Sheaves locally of finite presentation (and quasi-coherent sheaves more generally), on the other hand, always transform properly under pullback, since the pullback of the structure sheaf is the structure sheaf and pullback is right exact. Combining this with the fact that a fair number of nice theorems we know for coherent sheaves on schemes in the locally noetherian case admit generalizations to locally finitely presented sheaves in the non-noetherian case (for instance, the sheaf hom result you link), it is useful to relax our finiteness condition a little bit from coherence to locally finite presentation.

It may be interesting to you to know a little bit of the history around coherent sheaves to understand why they're set up the way they are.

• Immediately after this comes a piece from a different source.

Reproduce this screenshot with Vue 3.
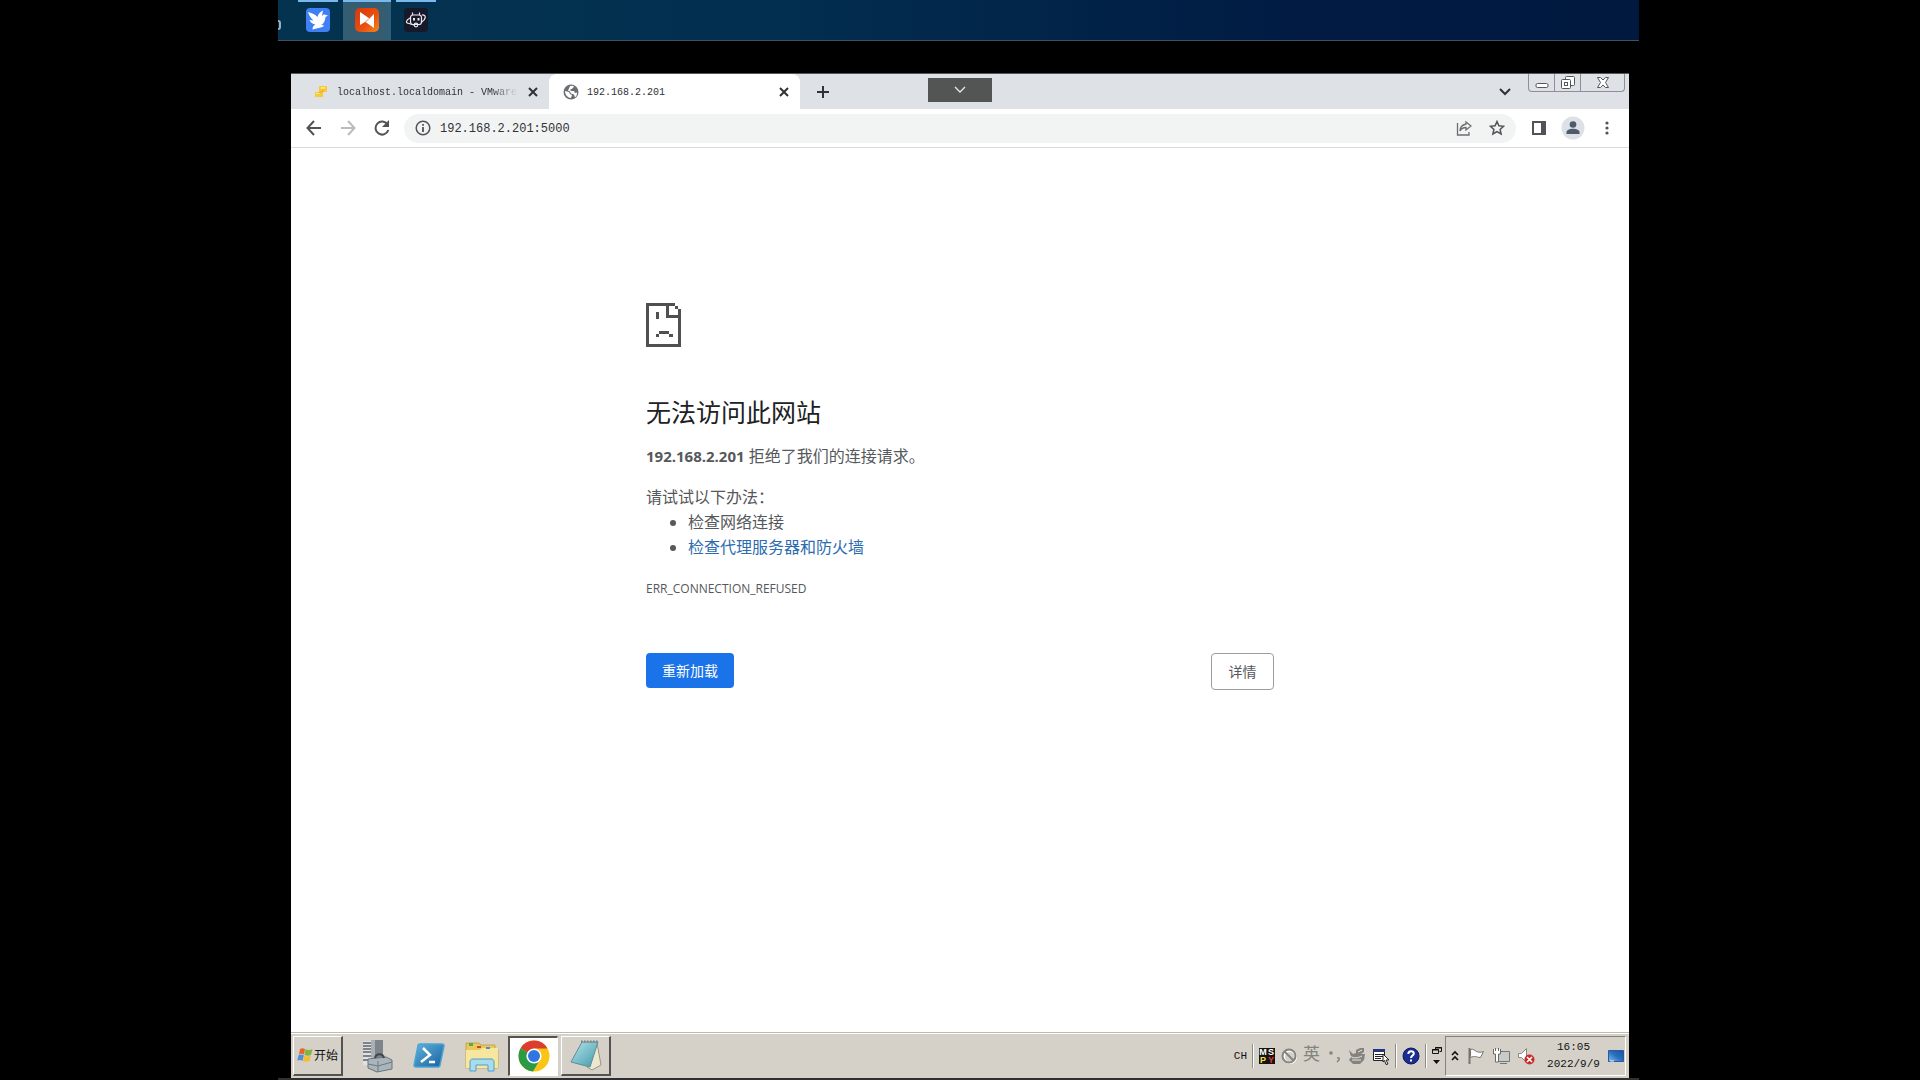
<script setup>
import { ref } from 'vue'

const url = ref('192.168.2.201:5000')
const tips = [
  { text: '检查网络连接', link: false },
  { text: '检查代理服务器和防火墙', link: true }
]
</script>

<template>
  <div class="desktop">
    <div class="stage">
      <header class="hostbar">
        <span class="cut" aria-hidden="true"></span>
        <button class="host first" aria-label="飞鸟">
          <svg width="24" height="24" viewBox="0 0 24 24"><rect width="24" height="24" rx="4" fill="#3f80f4" /><path fill="#fff" d="M2 4c3 1 7 2 9.500 5C12 6 14 4 17 2.500L16 8c1-1.500 2.500-2 4-1l2 .5-2.500 1.500c-.5 4-1.500 6-4 8l3 .8c-3 2.200-6 2.200-10 3.200l-2 .5c0-2.500 1-4 3-5-3-.5-5-2-6-4.500l4 .5C5 10.500 3 7.500 2 4z" /></svg>
        </button>
        <button class="host active" aria-label="ToDesk">
          <svg width="24" height="24" viewBox="0 0 24 24"><defs><linearGradient id="org" x1="0" y1="0" x2="1" y2="1"><stop offset="0" stop-color="#d8370c" /><stop offset=".6" stop-color="#ea5011" /><stop offset="1" stop-color="#f78a1c" /></linearGradient></defs><rect width="24" height="24" rx="5" fill="url(#org)" /><path fill="#fff" d="M5 4l9.500 6.500L10 14l-5 3zM19 6v14l-8.500-6L15 10z" /><path stroke="#f0a084" d="M10 14l5-4" /></svg>
        </button>
        <button class="host" aria-label="终端助手">
          <svg width="24" height="24" viewBox="0 0 24 24"><rect width="24" height="24" rx="4" fill="#17182a" /><g fill="none" stroke="#e8e8ee" stroke-width="1.200"><rect x="6.500" y="7" width="11" height="9.500" rx="2.500" /><path d="M8.500 7V4.500M15.500 7V4.500M6 10c-4 2-5 5-1 5.500l5 1.500M18 7c4.500-.5 4.500 4-1 7.500" /><path d="M10 10v2.500M14.500 10v2.500" stroke-width="2" /><circle cx="12" cy="17" r="1.800" /></g></svg>
        </button>
      </header>

      <div class="window">
        <div class="tabs">
          <div class="tab idle">
            <svg width="16" height="16" viewBox="0 0 16 16"><path fill="#f6cb35" d="M6 2h8v6h-4v5H2V8h4z" /><path stroke="#e5ad24" d="M6 8h4V4" fill="none" /><path fill="#fbe38a" d="M8 3h4v2H8zM3 9h4v1H3z" /></svg>
            <span class="name fade">localhost.localdomain - VMware</span>
            <button class="x" aria-label="关闭标签页"><svg width="12" height="12" viewBox="0 0 12 12"><path d="M2 2l8 8M10 2l-8 8" stroke="#2f3336" stroke-width="2" /></svg></button>
          </div>
          <div class="tab current">
            <svg width="16" height="16" viewBox="0 0 16 16"><circle cx="8" cy="8" r="7.500" fill="#6a6e72" /><path fill="#fff" d="M2 7l4 1 1 2 2 1-1 3c-3 0-6-3-6-7zM7 2l3-.3 1 1-2 2-2 1 1 1.300h3l1 2 2-.5c.3 2-.8 4-2 5l-1-3-3-1-1-2-2-1 1-2z" /></svg>
            <span class="name">192.168.2.201</span>
            <button class="x" aria-label="关闭标签页"><svg width="12" height="12" viewBox="0 0 12 12"><path d="M2 2l8 8M10 2l-8 8" stroke="#2f3336" stroke-width="2" /></svg></button>
          </div>
          <button class="plus" aria-label="新标签页"><svg width="12" height="12" viewBox="0 0 12 12"><path d="M6 0v12M0 6h12" stroke="#2f3336" stroke-width="2" /></svg></button>
          <button class="pill" aria-label="展开工具栏"><svg width="12" height="8" viewBox="0 0 12 8"><path d="M1 1l5 5 5-5" fill="none" stroke="#e8e8e8" stroke-width="1.300" /></svg></button>
          <button class="search" aria-label="搜索标签页"><svg width="12" height="8" viewBox="0 0 12 8"><path d="M1 1l5 5 5-5" fill="none" stroke="#2f3336" stroke-width="2" /></svg></button>
          <div class="controls">
            <button class="min" aria-label="最小化"><svg width="14" height="16" viewBox="0 0 14 16"><rect x="1" y="8.500" width="12" height="4" rx="1.500" fill="#fff" stroke="#54585d" /></svg></button>
            <button class="restore" aria-label="还原"><svg width="14" height="16" viewBox="0 0 14 16"><rect x="4.500" y="1.500" width="9" height="9" rx="1" fill="#fff" stroke="#54585d" /><rect x=".5" y="4.500" width="9" height="9" rx="1" fill="#fff" stroke="#54585d" /><rect x="3.500" y="7.500" width="3" height="3" fill="#fff" stroke="#54585d" /></svg></button>
            <button class="close" aria-label="关闭"><svg width="14" height="16" viewBox="0 0 14 16"><path d="M1.500 2.500h3L7 5l2.500-2.500h3L9.500 7.500l3 5h-3L7 10l-2.500 2.500h-3l3-5z" fill="#fff" stroke="#54585d" /></svg></button>
          </div>
        </div>

        <div class="toolbar">
          <button aria-label="后退"><svg width="16" height="16" viewBox="0 0 16 16"><path d="M15 8H2M8 1L1.500 8 8 15" fill="none" stroke="#505357" stroke-width="2" /></svg></button>
          <button aria-label="前进"><svg width="16" height="16" viewBox="0 0 16 16"><path d="M1 8h13M8 1l6.500 7L8 15" fill="none" stroke="#b9bbbd" stroke-width="2" /></svg></button>
          <button aria-label="重新加载此页"><svg width="16" height="16" viewBox="0 0 16 16"><path d="M13.500 4.500A6.500 6.500 0 1 0 14.300 10" fill="none" stroke="#505357" stroke-width="2" /><path d="M15 0v7H8z" fill="#505357" /></svg></button>
          <div class="omnibox">
            <svg width="16" height="16" viewBox="0 0 16 16"><circle cx="8" cy="8" r="6.800" fill="none" stroke="#505357" stroke-width="1.500" /><path d="M8 7v5M8 4v1.800" stroke="#505357" stroke-width="1.800" /></svg>
            <input v-model="url" aria-label="地址" spellcheck="false" />
            <button aria-label="分享"><svg width="16" height="16" viewBox="0 0 16 16"><path d="M1.500 3v12H13v-3M10 2l5 4-5 4V7.500C7 7.500 5 9 4 11c0-4 2-6 6-7z" fill="none" stroke="#6a6d70" stroke-width="1.300" /></svg></button>
            <button aria-label="收藏"><svg width="16" height="16" viewBox="0 0 16 16"><path d="M8 1.500l1.900 4.300 4.700.5-3.500 3.100 1 4.600L8 11.600 3.900 14l1-4.600L1.400 6.300l4.700-.5z" fill="none" stroke="#505357" stroke-width="1.500" /></svg></button>
          </div>
          <button aria-label="侧边栏"><svg width="14" height="14" viewBox="0 0 14 14"><rect x="1" y="1" width="12" height="12" fill="#fff" stroke="#505357" stroke-width="2" /><path d="M9 1h4v12H9z" fill="#505357" /></svg></button>
          <button aria-label="用户"><svg width="24" height="24" viewBox="0 0 24 24"><circle cx="12" cy="12" r="11.500" fill="#dde1e6" /><circle cx="12" cy="8.500" r="3.300" fill="#4d5b6c" /><path d="M5.500 18v-2c0-2 3-3.300 6.500-3.300s6.500 1.300 6.500 3.300v2z" fill="#4d5b6c" /></svg></button>
          <button aria-label="更多"><svg width="4" height="16" viewBox="0 0 4 16"><g fill="#505357"><circle cx="2" cy="3" r="1.600" /><circle cx="2" cy="8" r="1.600" /><circle cx="2" cy="13" r="1.600" /></g></svg></button>
        </div>

        <main class="page">
          <section class="error">
            <svg class="sad" width="36" height="45" viewBox="0 0 36 45" shape-rendering="crispEdges"><path fill="#505050" d="M0 0h29v3H3v38h29V6h3v38H0zM20 3h3v9h9v3H20zM29 3h3v3h-3zM10 9h3v7h-3zM13 28h10v3H13zM10 31h3v3h-3zM23 31h4v3h-4z" /></svg>
            <h1>无法访问此网站</h1>
            <p><strong>192.168.2.201</strong> 拒绝了我们的连接请求。</p>
            <div class="try">
              <p>请试试以下办法：</p>
              <ul>
                <li v-for="tip in tips" :key="tip.text">
                  <a v-if="tip.link" href="#buttons">{{ tip.text }}</a>
                  <template v-else>{{ tip.text }}</template>
                </li>
              </ul>
            </div>
            <div class="code">ERR_CONNECTION_REFUSED</div>
            <div id="buttons" class="buttons">
              <button class="reload">重新加载</button>
              <button class="details">详情</button>
            </div>
          </section>
        </main>

        <footer class="taskbar">
          <button class="start raised">
            <svg width="16" height="16" viewBox="0 0 16 16"><path fill="#e5652e" d="M3 2c2-1 3-1 5 0L7 7.500C5 6.500 4 6.500 2 7.500z" /><path fill="#7db642" d="M8.500 2.300c2 1 4.500 1 7 0L14 8c-2 1-4.500 1-6.500 0z" /><path fill="#4f8fd6" d="M1.500 8.200c2-1 3.500-1 5.300 0l-1.200 5.500c-2-1-3.300-1-5.300 0z" /><path fill="#f3bd2c" d="M7.300 8.700c2 1 4.500 1 6.500 0l-1.300 5.300c-2 1-4.500 1-6.500 0z" /></svg>
            <span>开始</span>
          </button>
          <div class="apps">
            <button aria-label="服务器管理器"><svg width="32" height="34" viewBox="0 0 32 34"><path fill="#7f868b" d="M9 1h12v24H9z" /><path fill="#a9b1b7" d="M9 1h4v24H9z" /><path fill="#dfe3e5" d="M1 2h8v24H1z" /><path stroke="#5d646a" stroke-width="1.500" d="M1 4h8M1 7h8M1 10h8M1 13h8M1 17h8M1 21h8" /><path fill="#a9b4bb" stroke="#69747c" d="M6 20l18-2 6 3v9l-15 3-9-4z" /><path stroke="#6d7a83" fill="none" d="M6 25l10 2 14-4M16 22v11" /><path fill="none" stroke="#3f474d" stroke-width="2" d="M13 19c1-5 8-5 9 0" /></svg></button>
            <button aria-label="PowerShell"><svg width="32" height="34" viewBox="0 0 32 34"><defs><linearGradient id="ps" x1="0" y1="0" x2="1" y2="1"><stop offset="0" stop-color="#5fb4e0" /><stop offset="1" stop-color="#195f9d" /></linearGradient></defs><path fill="url(#ps)" stroke="#4aa5d3" stroke-width="1.500" d="M7 5h22c1 0 2 1 2 2l-4 19c0 1-1 2-2 2H3c-1 0-2-1-2-2L5 7c0-1 1-2 2-2z" /><path d="M10 9l7 7-9 7M16 23h6" fill="none" stroke="#fff" stroke-width="2.500" /></svg></button>
            <button class="folder" aria-label="资源管理器"><svg width="36" height="34" viewBox="0 0 36 34"><path fill="#e9c85e" stroke="#c7a648" d="M2 9V4h13l2 2h14v4h3v19H2z" /><path fill="#f7e69d" d="M2 11h14l2-2h16v20H2z" /><path fill="#58a94c" d="M5 4h4v3H5z" /><path fill="#c64a33" d="M13 7h4v2h-4z" /><path fill="#4c8fc4" d="M22 8h4v2h-4z" /><path fill="#a9dbef" stroke="#4e9fc4" d="M6 32v-9c0-2 1-3 3-3h18c2 0 3 1 3 3v9h-6v-6H12v6z" /></svg></button>
            <button class="sunken" aria-label="Chrome"><svg width="32" height="32" viewBox="0 0 32 32"><circle cx="16" cy="16" r="15.500" fill="#fbc516" /><path fill="#dc3d2f" d="M16 16L2.600 8.200A15.500 15.500 0 0 1 29.500 8.500H16z" /><path fill="#2b9a48" d="M16 16L2.600 8.200A15.500 15.500 0 0 0 15 31.500l7-12z" /><circle cx="16" cy="16" r="7.600" fill="#fff" /><circle cx="16" cy="16" r="6" fill="#2f76e0" /></svg></button>
            <button class="raised note" aria-label="记事本"><svg width="34" height="32" viewBox="0 0 34 32"><defs><linearGradient id="np" x1="0" y1="0" x2="1" y2="1"><stop offset="0" stop-color="#b8e4ea" /><stop offset="1" stop-color="#3f98ab" /></linearGradient></defs><path fill="#ece8cf" stroke="#9c9679" d="M28 4l4 22-9 5-5-3z" /><path fill="url(#np)" stroke="#5b8e99" d="M13 3h16l-8 25-19-5z" /><path stroke="#7c7c78" stroke-width="2" stroke-dasharray="1.500 1.500" d="M12 2.500h17" /></svg></button>
          </div>
          <div class="lang">
            <span class="ch">CH</span>
            <i class="sep"></i>
            <span class="mspy" aria-label="MSPY"><b>M</b><b>S</b><b class="py">P</b><b class="pr">Y</b></span>
            <svg width="16" height="16" viewBox="0 0 16 16"><g fill="none" stroke="#fff" stroke-width="2"><circle cx="9" cy="9" r="6" /></g><g fill="none" stroke="#85837d" stroke-width="2"><circle cx="8" cy="8" r="6.500" /><path d="M3.500 3.500l9 9" /></g></svg>
            <span class="ying">英</span>
            <svg width="16" height="16" viewBox="0 0 16 16"><circle cx="5" cy="5" r="1.800" fill="#85837d" /><path d="M11 10h2v2l-2 2" fill="none" stroke="#85837d" stroke-width="1.500" /></svg>
            <svg width="18" height="18" viewBox="0 0 18 18"><path fill="#85837d" d="M1 3l4 4 3-1V3l4-2h4v4l-3 2h4l-1 6-4 4H5l-4-4 2-3z" /><path stroke="#e8e5df" fill="none" d="M2 9c4 3 8 2 12 0M4 13h9M10 5l4-2" /></svg>
            <svg width="18" height="18" viewBox="0 0 18 18"><path fill="#fff" stroke="#222" d="M1.500 2.500h11v11h-11z" /><path fill="#26367c" d="M1 2h12v3H1z" /><path stroke="#222" d="M3 7.500h8M3 9.500h8M3 11.500h6" /><path fill="#fff" stroke="#222" d="M11 7l6 6h-3l2 4-2 .5-1.500-4-1.500 1.500z" /></svg>
            <i class="sep"></i>
            <svg width="18" height="18" viewBox="0 0 18 18"><circle cx="9" cy="9" r="8" fill="#1b2f92" stroke="#0c185b" /><path d="M6.300 7c0-4 5.500-3.500 5.500-.5 0 2-2.800 2-2.800 4.500M9 12.500v2" fill="none" stroke="#fff" stroke-width="2" /></svg>
            <i class="sep"></i>
            <svg class="mini" width="10" height="20" viewBox="0 0 10 20"><path fill="none" stroke="#111" d="M3.500 4V1.500h6v4h-2M.5 3.500h6v4h-6zM3 2h7M0 4h7" /><path fill="#111" d="M1 14h7l-3.500 4z" /></svg>
          </div>
          <div class="tray">
            <svg width="10" height="16" viewBox="0 0 10 16"><path d="M2 7l3-3 3 3M2 12l3-3 3 3" fill="none" stroke="#111" stroke-width="1.600" /></svg>
            <svg width="18" height="18" viewBox="0 0 18 18"><path d="M2.500 1v16" stroke="#77756f" stroke-width="2" /><path fill="#fff" stroke="#77756f" d="M3.500 2.500c3-1 4 1 6 2s5 1 7 0l-3 6c-3 0-4-1-5-1s-3 0-5 1z" /></svg>
            <svg width="18" height="18" viewBox="0 0 18 18"><path fill="#c9cbca" stroke="#77756f" d="M5.500 4.500h12v10h-12zM8 16.500h7" /><path fill="#fff" stroke="#6a6964" d="M1.500 2v5h2v8h3V7h2V2M3.500 1v3M6.500 1v3" /></svg>
            <svg width="18" height="18" viewBox="0 0 18 18"><path fill="#fff" stroke="#8b8983" d="M1.500 6.500h3l5-5v14l-5-5h-3z" /><circle cx="12.500" cy="12.500" r="5" fill="#c92c26" /><path d="M10 10l5 5M15 10l-5 5" stroke="#fff" stroke-width="1.600" /></svg>
            <time class="clock" datetime="2022-09-09T16:05"><span>16:05</span><span>2022/9/9</span></time>
            <svg class="show" width="16" height="14" viewBox="0 0 16 14"><defs><linearGradient id="sd" x1="0" y1="1" x2="1" y2="0"><stop offset="0" stop-color="#7cc0ef" /><stop offset=".5" stop-color="#2b6fc0" /><stop offset="1" stop-color="#1a50a0" /></linearGradient></defs><path fill="url(#sd)" stroke="#285a9c" d="M.5 1.500h15v11H.5z" /><path d="M2 12h4" stroke="#e6f4ff" /></svg>
          </div>
        </footer>
      </div>
    </div>
  </div>
</template>

<style>
html,
body {
  margin: 0;
  background: #000;
}
</style>

<style scoped>
* {
  box-sizing: border-box;
}
.desktop {
  display: flex;
  min-height: 100vh;
  background: #000;
  font-family: "Open Sans", "Noto Sans CJK SC", sans-serif;
}
button {
  display: flex;
  align-items: center;
  justify-content: center;
  margin: 0;
  padding: 0;
  border: 0;
  background: none;
  font: inherit;
  color: inherit;
}
svg {
  flex: none;
  display: block;
}
.stage {
  flex: 1;
  display: flex;
  flex-direction: column;
  min-width: 0;
  margin: 0 281px 0 278px;
  border-bottom: 2px solid #303030;
}
.hostbar {
  display: flex;
  height: 41px;
  border-bottom: 1px solid #43515c;
  background: linear-gradient(90deg, #04334f, #022f50 35%, #011b43 75%, #01193f);
}
.cut {
  width: 3px;
  height: 10px;
  margin-top: 20px;
  border-radius: 0 6px 6px 0;
  border: 2px solid #9fb0bb;
  border-left: 0;
}
.host {
  width: 40px;
  height: 40px;
  padding-bottom: 2px;
  border-top: 2px solid #78b8ec;
}
.first {
  margin-left: 17px;
}
.active {
  width: 48px;
  margin: 0 5px;
  box-shadow: inset -4px 0 #2f5f7b;
  background: #355d72;
}
.window {
  flex: 1;
  display: flex;
  flex-direction: column;
  margin: 32px 10px 0 13px;
  border-top: 1px solid #55585a;
  background: #fff;
}
.tabs {
  position: relative;
  display: flex;
  height: 35px;
  background: #dee2e6;
  font-family: "Liberation Mono", monospace;
  font-size: 10px;
  color: #303336;
}
.tab {
  display: flex;
  align-items: center;
  padding-right: 8px;
}
.idle {
  width: 258px;
  padding-left: 22px;
}
.current {
  width: 251px;
  padding-left: 14px;
  border-radius: 8px 8px 0 0;
  background: #fff;
}
.name {
  flex: 1;
  margin-left: 8px;
  padding-top: 2px;
  overflow: hidden;
  white-space: nowrap;
}
.fade {
  -webkit-mask-image: linear-gradient(90deg, #000 85%, transparent);
  mask-image: linear-gradient(90deg, #000 85%, transparent);
}
.x {
  width: 16px;
  height: 16px;
}
.idle .x {
  margin-left: 7px;
}
.plus {
  width: 46px;
}
.pill {
  position: absolute;
  top: 4px;
  left: 50%;
  width: 64px;
  height: 24px;
  margin-left: -32px;
  background: #535555;
}
.search {
  width: 34px;
  margin-left: auto;
}
.controls {
  display: flex;
  height: 18px;
  margin: 0 4px 0 6px;
  border: 1px solid #8a9095;
  border-top: 0;
  border-radius: 0 0 4px 4px;
}
.min {
  width: 25px;
}
.restore {
  width: 27px;
  border: solid #8a9095;
  border-width: 0 1px;
}
.close {
  width: 43px;
}
.toolbar {
  display: flex;
  align-items: center;
  height: 39px;
  padding: 0 5px 0 6px;
  border-bottom: 1px solid #d8dadb;
}
.toolbar > button {
  width: 34px;
  height: 34px;
}
.omnibox {
  flex: 1;
  display: flex;
  align-items: center;
  height: 29px;
  margin: 0 6px 0 5px;
  padding: 0 3px 0 11px;
  border-radius: 15px;
  background: #f2f4f4;
}
.omnibox input {
  flex: 1;
  min-width: 0;
  padding: 2px 0 0 9px;
  border: 0;
  outline: 0;
  background: none;
  font-family: "Liberation Mono", monospace;
  font-size: 12px;
  color: #303336;
}
.omnibox button {
  width: 33px;
  height: 29px;
}
.page {
  flex: 1;
  padding: 155px 20px 0;
}
.error {
  max-width: 628px;
  margin: 0 auto;
  font-size: 16px;
  line-height: 25px;
  color: #55585c;
}
.error p {
  margin: 0;
}
h1 {
  margin: 47px 0 15px;
  font-size: 25px;
  font-weight: 400;
  line-height: 34px;
  color: #202124;
}
.error strong {
  font-size: 15px;
}
.try {
  margin-top: 16px;
}
ul {
  margin: 0;
  padding-left: 42px;
}
a {
  color: #2b6cb0;
  text-decoration: none;
}
.code {
  margin-top: 16px;
  font-size: 12px;
}
.buttons {
  display: flex;
  justify-content: space-between;
  align-items: flex-start;
  margin-top: 52px;
  font-size: 14px;
}
.reload {
  width: 88px;
  height: 35px;
  border-radius: 4px;
  background: #1a73e8;
  color: #fff;
}
.details {
  width: 63px;
  height: 37px;
  border: 1px solid #9b9da0;
  border-radius: 4px;
}
.taskbar {
  display: flex;
  align-items: center;
  height: 46px;
  padding: 0 3px 0 2px;
  border-top: 1px solid #bdbab2;
  box-shadow: inset 0 1px #fff;
  background: #d5d1c9;
  font-family: "Liberation Mono", "Noto Sans CJK SC", monospace;
  color: #111;
}
.raised {
  height: 40px;
  border: solid;
  border-width: 1px 2px 2px 1px;
  border-color: #fff #55534f #55534f #fff;
}
.start {
  width: 50px;
  gap: 1px;
  font-size: 12px;
}
.apps {
  display: flex;
  align-items: center;
  margin-left: 19px;
  gap: 19px;
}
.sunken {
  width: 50px;
  height: 40px;
  margin-left: -11px;
  border: solid;
  border-width: 2px 1px 1px 2px;
  border-color: #55534f #fff #fff #55534f;
  background: #fff;
}
.note {
  width: 50px;
  margin-left: -16px;
}
.lang {
  display: flex;
  align-items: center;
  gap: 6px;
  margin-left: auto;
}
.ch {
  font-size: 11px;
}
.sep {
  width: 2px;
  height: 24px;
  margin: 0 -1px;
  border-left: 1px solid #8e8b84;
  border-right: 1px solid #fff;
}
.mspy {
  display: grid;
  grid-template-columns: 8px 8px;
  width: 16px;
  height: 16px;
  background: #16140f;
  color: #fff;
  font: 700 9px/8px "Liberation Sans", sans-serif;
  text-align: center;
}
.py {
  color: #f2e24a;
}
.pr {
  color: #e23b32;
}
.ying {
  width: 17px;
  font-size: 17px;
  line-height: 20px;
  color: #85837d;
}
.mini {
  margin-right: 3px;
}
.tray {
  display: flex;
  align-items: center;
  gap: 7px;
  width: 181px;
  height: 40px;
  padding: 0 1px 0 4px;
  border: 1px solid;
  border-color: #85827b #fff #fff #85827b;
}
.clock {
  flex: 1;
  display: flex;
  flex-direction: column;
  align-items: center;
  margin-left: 4px;
  font-size: 11px;
  line-height: 17px;
}
</style>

Sheaves were introduced by Jean Leray in 1946, expositing work he did while imprisoned as a POW during World War II. Cartan and Oka were major players in introducing sheaves to complex-analytic geometry in the next few years, proving Cartan's theorem A and B and Oka's coherence theorem (circa 1950-51). In 1955, Serre published FAC, introducing sheaves in to algebraic geometry, and a scant few years later (~1957), Grothendieck introduced schemes. So coherence as a condition was originally developed in the analytic framework, where the extra strength of the finiteness condition was useful.
A: First of all, if $\mathscr{O}$ is coherent over itself, then a sheaf of $\mathscr{O}$-modules is coherent if and only if it is locally finitely presented. This is due to the fact, that cokernels of morphisms between coherent sheaves are always coherent themselves. Thus, for $\mathscr{O}$ the sheaf of regular functions on a noetherian scheme and for $\mathscr{O}$ the sheaf of holomorphic functions on a complex analytic variety both concepts agree.
Moreover, it is definitely not true in general, that the category of locally finitely presented $\mathscr{O}$-modules is abelian. Indeed, obviously $\mathscr{O}$ is always (locally) finitely presented itself, however the answer to this question provides an example of a morphism $\mathscr{O} \rightarrow \mathscr{O}$ (where $\mathscr{O}$ is the sheaf of smooth functions on $\mathbb{R}$) for which the kernel is not even of finite type.
Sadly, I do not really know anything more about cases in which $\mathscr{O}$ is not coherent over itself (I suppose you are rather interested in something algebraic).